The evidence is clear that the cost of mental illness in the workplace is significant and widespread, and that it accumulates over a worker’s lifetime. Almost 20% of working adults report significant symptoms of mental illness over the course of a month, and half will experience an issue over their lifetime. Think about that for a moment. That potentially means one in five of your employees could be struggling with significant mental health issues as you read this.

While illnesses vary in severity and nature, symptoms can interfere with productivity in ways that have meaningful consequences for employers and employees alike. Depression, for example, can make small tasks seem daunting and can lead people to be irritable and angry with others. Anxiety can make it hard for people to meet deadlines, participate in meetings, or make presentations. Experiencing symptoms of mental illness can lead people to miss work altogether. In some cases, mental illness symptoms lead people to lose or leave their jobs.

If employers want a future of work where business continues to grow and thrive, then we need responses that recognize the reality of mental health symptoms, allow for flexibility and accommodation in work, and still preserve productivity.

The good news is that such solutions exist.
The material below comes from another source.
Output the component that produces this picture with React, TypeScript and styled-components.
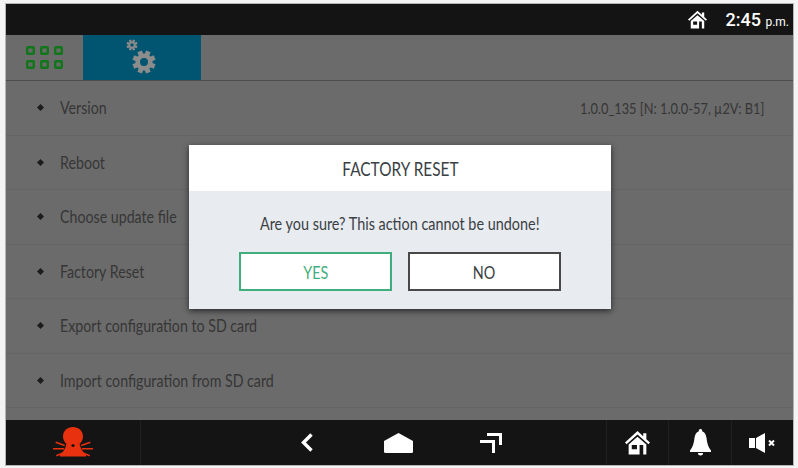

The disruptions caused by mental illnesses at work can themselves be interrupted, by combining high-quality clinical interventions with workplace accommodations and support. And changes in the workplace brought on by the COVID-19 pandemic offer new opportunities to put those solutions in place.

For example, the rapid expansion of tele-mental health during the pandemic can make it easier to facilitate access to treatment for workers by reducing the time and travel costs of care.